I've been thinking this week about the words “I’m sorry.”
Suppose I say that I am sorry for interrupting someone mid-sentence, for forgetting to do something I had promised, or for hurting someone’s feelings with my thoughtless comment. Or suppose I say to someone, “I’m sorry I backed your car into that mailbox and tore up the bumper.” In those cases, “I’m sorry” is a confession, an admission of my own guilt, and an acknowledgment of my responsibility for what I have done or left undone. Perhaps I did not mean to. For example, my intention when I borrowed my friend’s car wasn't to damage it. But when I backed it into a mailbox, denting the bumper and breaking a tail light, I said, “I am sorry.” I apologized for what I had done. AND I paid to get the bumper and the tail light fixed. (For the record, I confessed to the post office about the mailbox, too.)
On the other hand, if I say that I am sorry that you lost your job, broke your ankle, got robbed at gunpoint, found yourself diagnosed with cancer, or felt publicly humiliated by something someone else said or did, I am not taking responsibility for being the cause of any of those things. I am not making an apology or asking pardon. I am simply acknowledging that I can identify with the feelings the situation has evoked in you, whether those feelings be fear, pain, grief, confusion, anger, shame, or one of the other emotions we usually label “negative” and often go to great lengths to avoid. It’s a way to reach out. To extend the hand of compassion.

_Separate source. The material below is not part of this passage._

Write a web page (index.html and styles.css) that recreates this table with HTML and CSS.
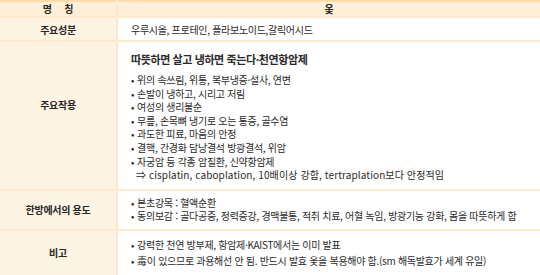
FILE: index.html
```html
<!DOCTYPE html>
<html lang="ko">
<head>
<meta charset="utf-8">
<link rel="stylesheet" href="styles.css">
</head>
<body>
<table class="info">
  <colgroup><col class="c-label"><col class="c-body"></colgroup>
  <thead>
    <tr class="head"><th>명&nbsp;&nbsp;&nbsp;&nbsp;&nbsp;칭</th><th>옻</th></tr>
  </thead>
  <tbody>
    <tr class="r-comp">
      <th>주요성분</th>
      <td>우루시올, 프로테인, 플라보노이드,갈릭어시드</td>
    </tr>
    <tr class="r-act">
      <th>주요작용</th>
      <td>
        <p class="title">따뜻하면 살고 냉하면 죽는다·천연항암제</p>
        <ul class="list">
          <li>위의 속쓰림, 위통, 복부냉증·설사, 연변</li>
          <li>손발이 냉하고, 시리고 저림</li>
          <li>여성의 생리불순</li>
          <li>무릎, 손목뼈 냉기로 오는 통증, 골수염</li>
          <li>과도한 피료, 마음의 안정</li>
          <li>결핵, 간경화 담낭결석 방광결석, 위암</li>
          <li>자궁암 등 각종 암질환, 신약항암제</li>
          <li class="arrow">⇒ cisplatin, caboplation, 10배이상 강함, tertraplation보다 안정적임</li>
        </ul>
      </td>
    </tr>
    <tr class="r-use">
      <th>한방에서의 용도</th>
      <td>
        <ul class="list">
          <li>본초강목 : 혈액순환</li>
          <li>동의보감 : 골다공증, 정력증강, 경맥불통, 적취 치료, 어혈 녹임, 방광기능 강화, 몸을 따뜻하게 함</li>
        </ul>
      </td>
    </tr>
    <tr class="r-note">
      <th>비고</th>
      <td>
        <ul class="list wide">
          <li>강력한 천연 방부제, 항암제·KAIST에서는 이미 발표</li>
          <li>毒이 있으므로 과용해선 안 됨. 반드시 발효 옻을 복용해야 함.(sm 해독발효가 세계 유일)</li>
        </ul>
      </td>
    </tr>
  </tbody>
</table>
</body>
</html>
```
FILE: styles.css
```css
html, body {
  margin: 0;
  padding: 0;
  background: #ffffff;
}
body {
  font-family: "Noto Sans CJK KR", "Noto Sans", sans-serif;
  color: #2a2a2a;
  font-size: 10px;
  letter-spacing: -0.3px;
}
.info {
  width: 540px;
  border-collapse: collapse;
  table-layout: fixed;
  border-top: 2px solid #fbdca6;
  border-bottom: 2px solid #fbe2b8;
}
.c-label { width: 117px; }
.info th, .info td {
  border-bottom: 2px solid #fcebcf;
  padding: 0;
  vertical-align: middle;
}
.info th {
  background: #fef4e4;
  border-right: 2px solid #fce9ca;
  font-weight: bold;
  text-align: center;
  color: #262626;
}
.info td {
  padding-left: 13px;
  text-align: left;
}
.head th {
  background: #fdefd8;
  height: 14px;
  line-height: 14px;
  text-align: center;
  padding: 0;
}
.head th:last-child { border-right: none; }
.r-comp th, .r-comp td { height: 22px; }
.r-act th { padding-bottom: 22px; }
.r-act td { padding-top: 9px; padding-bottom: 7px; }
.title {
  margin: 0 0 6px 0;
  font-weight: bold;
  font-size: 11px;
  letter-spacing: -0.4px;
  line-height: 16px;
}
.list {
  list-style: none;
  margin: 0;
  padding: 0;
}
.list li {
  line-height: 13.6px;
  white-space: nowrap;
}
.list li::before {
  content: "•";
  margin-right: 3px;
}
.list li.arrow { padding-left: 5px; letter-spacing: 0.1px; }
.list li.arrow::before { content: none; }
.r-use td { padding-top: 5px; padding-bottom: 6px; }
.r-note td { padding-top: 6px; padding-bottom: 6px; }
.list.wide li { line-height: 16px; }
```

The two kinds of “I’m sorry” are different. The first we might call a causal one. That “I’m sorry” takes responsibility for the pain, discomfort, inconvenience, or destruction my words or actions cause. The second is a relational one. That “I’m sorry” acknowledges a kinship. It says that as a human being myself, I understand what a fellow human being must be feeling.
Perhaps you, like I, have had the experience of saying the second kind of “I’m sorry” to someone, only to have that person reply, “Well, it’s not your fault.” That response has always seemed curious—to be absolved of blame that neither I nor the other person thinks is mine in the first place. But it is a response I have heard often enough to wonder: Do we sometimes completely misunderstand what someone is trying to convey when he or she says “I’m sorry”? Do some of us attach one meaning whereas others attach a different one?

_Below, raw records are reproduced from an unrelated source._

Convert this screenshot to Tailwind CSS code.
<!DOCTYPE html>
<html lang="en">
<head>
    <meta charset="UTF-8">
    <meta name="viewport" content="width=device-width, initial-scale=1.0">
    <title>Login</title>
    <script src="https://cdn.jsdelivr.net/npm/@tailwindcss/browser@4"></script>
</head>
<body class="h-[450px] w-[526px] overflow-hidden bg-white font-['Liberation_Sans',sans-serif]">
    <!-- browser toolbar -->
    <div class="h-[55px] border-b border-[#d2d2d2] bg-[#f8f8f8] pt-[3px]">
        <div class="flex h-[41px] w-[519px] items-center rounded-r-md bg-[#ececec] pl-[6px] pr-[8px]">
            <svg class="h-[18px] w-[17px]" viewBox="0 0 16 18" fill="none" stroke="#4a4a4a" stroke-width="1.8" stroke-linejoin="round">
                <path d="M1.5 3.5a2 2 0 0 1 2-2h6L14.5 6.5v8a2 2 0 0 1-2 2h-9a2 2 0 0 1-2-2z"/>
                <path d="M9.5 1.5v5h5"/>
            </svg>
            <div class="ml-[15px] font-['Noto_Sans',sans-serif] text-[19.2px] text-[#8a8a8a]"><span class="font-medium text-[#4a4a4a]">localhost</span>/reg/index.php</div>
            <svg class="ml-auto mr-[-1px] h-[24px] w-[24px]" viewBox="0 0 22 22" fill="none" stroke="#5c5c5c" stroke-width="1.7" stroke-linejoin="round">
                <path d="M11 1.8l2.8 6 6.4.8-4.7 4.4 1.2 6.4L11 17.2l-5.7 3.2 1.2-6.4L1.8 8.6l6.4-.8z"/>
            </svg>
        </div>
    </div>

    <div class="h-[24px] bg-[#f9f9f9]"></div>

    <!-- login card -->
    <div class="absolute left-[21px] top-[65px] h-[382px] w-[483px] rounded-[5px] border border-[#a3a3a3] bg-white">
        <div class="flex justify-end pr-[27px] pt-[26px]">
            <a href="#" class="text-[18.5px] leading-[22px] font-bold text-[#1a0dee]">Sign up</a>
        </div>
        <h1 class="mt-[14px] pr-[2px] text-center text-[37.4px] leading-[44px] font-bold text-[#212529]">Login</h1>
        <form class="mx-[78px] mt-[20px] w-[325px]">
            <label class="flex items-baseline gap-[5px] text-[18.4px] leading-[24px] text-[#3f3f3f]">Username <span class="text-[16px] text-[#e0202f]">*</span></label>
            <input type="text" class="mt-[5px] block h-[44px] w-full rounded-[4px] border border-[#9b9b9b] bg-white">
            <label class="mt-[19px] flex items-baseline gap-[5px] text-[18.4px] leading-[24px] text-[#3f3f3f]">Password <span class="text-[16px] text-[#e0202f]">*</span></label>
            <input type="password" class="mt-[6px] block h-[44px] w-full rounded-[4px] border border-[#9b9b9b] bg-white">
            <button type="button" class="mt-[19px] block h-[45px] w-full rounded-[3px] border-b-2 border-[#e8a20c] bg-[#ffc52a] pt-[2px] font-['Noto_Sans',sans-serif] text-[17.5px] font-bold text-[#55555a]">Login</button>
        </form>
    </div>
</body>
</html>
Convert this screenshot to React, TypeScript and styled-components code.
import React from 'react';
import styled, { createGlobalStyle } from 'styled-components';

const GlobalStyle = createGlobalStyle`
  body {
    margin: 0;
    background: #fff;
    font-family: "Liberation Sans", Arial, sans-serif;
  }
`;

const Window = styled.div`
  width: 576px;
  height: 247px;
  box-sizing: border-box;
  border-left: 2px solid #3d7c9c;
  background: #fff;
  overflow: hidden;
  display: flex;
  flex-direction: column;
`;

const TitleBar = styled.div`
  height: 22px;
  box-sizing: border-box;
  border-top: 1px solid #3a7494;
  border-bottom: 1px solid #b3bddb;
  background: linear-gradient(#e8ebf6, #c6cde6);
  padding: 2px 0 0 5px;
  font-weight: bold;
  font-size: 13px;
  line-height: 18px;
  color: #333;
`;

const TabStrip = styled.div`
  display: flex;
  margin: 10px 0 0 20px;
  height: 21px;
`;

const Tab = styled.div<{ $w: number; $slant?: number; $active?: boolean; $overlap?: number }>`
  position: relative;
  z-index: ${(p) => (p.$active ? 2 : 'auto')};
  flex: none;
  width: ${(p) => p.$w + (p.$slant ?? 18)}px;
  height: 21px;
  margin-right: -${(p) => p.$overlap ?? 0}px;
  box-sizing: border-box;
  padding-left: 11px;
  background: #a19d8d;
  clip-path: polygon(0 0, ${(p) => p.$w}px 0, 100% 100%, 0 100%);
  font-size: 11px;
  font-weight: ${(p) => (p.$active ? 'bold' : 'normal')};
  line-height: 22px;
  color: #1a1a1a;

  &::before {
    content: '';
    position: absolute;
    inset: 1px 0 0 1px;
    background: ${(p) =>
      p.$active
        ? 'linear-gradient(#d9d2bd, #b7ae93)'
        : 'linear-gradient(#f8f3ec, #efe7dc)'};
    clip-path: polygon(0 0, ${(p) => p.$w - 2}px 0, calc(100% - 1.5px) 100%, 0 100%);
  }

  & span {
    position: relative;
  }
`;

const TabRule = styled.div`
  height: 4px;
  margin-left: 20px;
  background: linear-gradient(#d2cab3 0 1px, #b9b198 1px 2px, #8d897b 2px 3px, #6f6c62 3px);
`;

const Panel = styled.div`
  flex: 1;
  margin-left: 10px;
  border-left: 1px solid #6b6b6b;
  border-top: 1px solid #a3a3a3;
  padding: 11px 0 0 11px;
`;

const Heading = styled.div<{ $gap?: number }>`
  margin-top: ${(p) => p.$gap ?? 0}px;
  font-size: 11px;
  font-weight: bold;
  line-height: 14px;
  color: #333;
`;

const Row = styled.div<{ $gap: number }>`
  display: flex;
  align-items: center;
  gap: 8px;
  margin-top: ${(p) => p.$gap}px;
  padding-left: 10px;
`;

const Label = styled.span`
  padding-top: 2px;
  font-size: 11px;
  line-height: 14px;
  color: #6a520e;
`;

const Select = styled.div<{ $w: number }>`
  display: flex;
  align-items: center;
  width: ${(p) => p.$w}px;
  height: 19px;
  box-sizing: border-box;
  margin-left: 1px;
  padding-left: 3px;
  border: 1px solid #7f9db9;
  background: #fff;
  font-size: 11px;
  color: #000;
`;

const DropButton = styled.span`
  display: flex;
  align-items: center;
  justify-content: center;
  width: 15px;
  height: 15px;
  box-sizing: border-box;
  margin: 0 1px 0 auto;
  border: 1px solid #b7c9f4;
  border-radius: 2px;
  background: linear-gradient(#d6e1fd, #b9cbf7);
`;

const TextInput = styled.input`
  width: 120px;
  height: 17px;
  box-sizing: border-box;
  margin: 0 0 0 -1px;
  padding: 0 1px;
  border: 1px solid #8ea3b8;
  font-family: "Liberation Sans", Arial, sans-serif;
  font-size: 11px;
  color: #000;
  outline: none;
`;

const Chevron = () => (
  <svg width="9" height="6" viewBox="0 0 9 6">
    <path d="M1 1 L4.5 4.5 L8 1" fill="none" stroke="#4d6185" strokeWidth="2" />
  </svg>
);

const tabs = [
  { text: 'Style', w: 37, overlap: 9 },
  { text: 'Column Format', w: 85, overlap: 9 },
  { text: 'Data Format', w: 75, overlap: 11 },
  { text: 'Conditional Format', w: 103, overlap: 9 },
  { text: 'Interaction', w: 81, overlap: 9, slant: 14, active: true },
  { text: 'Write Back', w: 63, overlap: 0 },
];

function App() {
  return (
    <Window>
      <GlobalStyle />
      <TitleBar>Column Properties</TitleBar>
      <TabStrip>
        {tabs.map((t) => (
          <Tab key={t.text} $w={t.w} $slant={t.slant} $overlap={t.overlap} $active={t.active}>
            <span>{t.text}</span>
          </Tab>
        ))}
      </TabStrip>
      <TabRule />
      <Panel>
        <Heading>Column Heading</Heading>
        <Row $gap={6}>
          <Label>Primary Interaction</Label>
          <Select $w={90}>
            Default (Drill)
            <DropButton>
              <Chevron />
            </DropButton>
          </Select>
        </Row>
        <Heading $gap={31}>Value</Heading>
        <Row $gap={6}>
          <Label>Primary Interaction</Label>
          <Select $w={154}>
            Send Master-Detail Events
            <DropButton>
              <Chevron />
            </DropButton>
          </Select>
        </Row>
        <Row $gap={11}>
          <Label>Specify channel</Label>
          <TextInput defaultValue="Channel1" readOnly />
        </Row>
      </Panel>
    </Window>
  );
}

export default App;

If you’ve been watching the news in the last week, you know why this has been on my mind.
So here is my prayer: that we each give thought to how we use—and hear—even the simplest words. “I’m sorry” would be a good place to start, for though the words may sometimes sound trite to our ears or feel impotent on our tongues, they are important words, and we should be honest about what they mean in the various situations to which they are suited.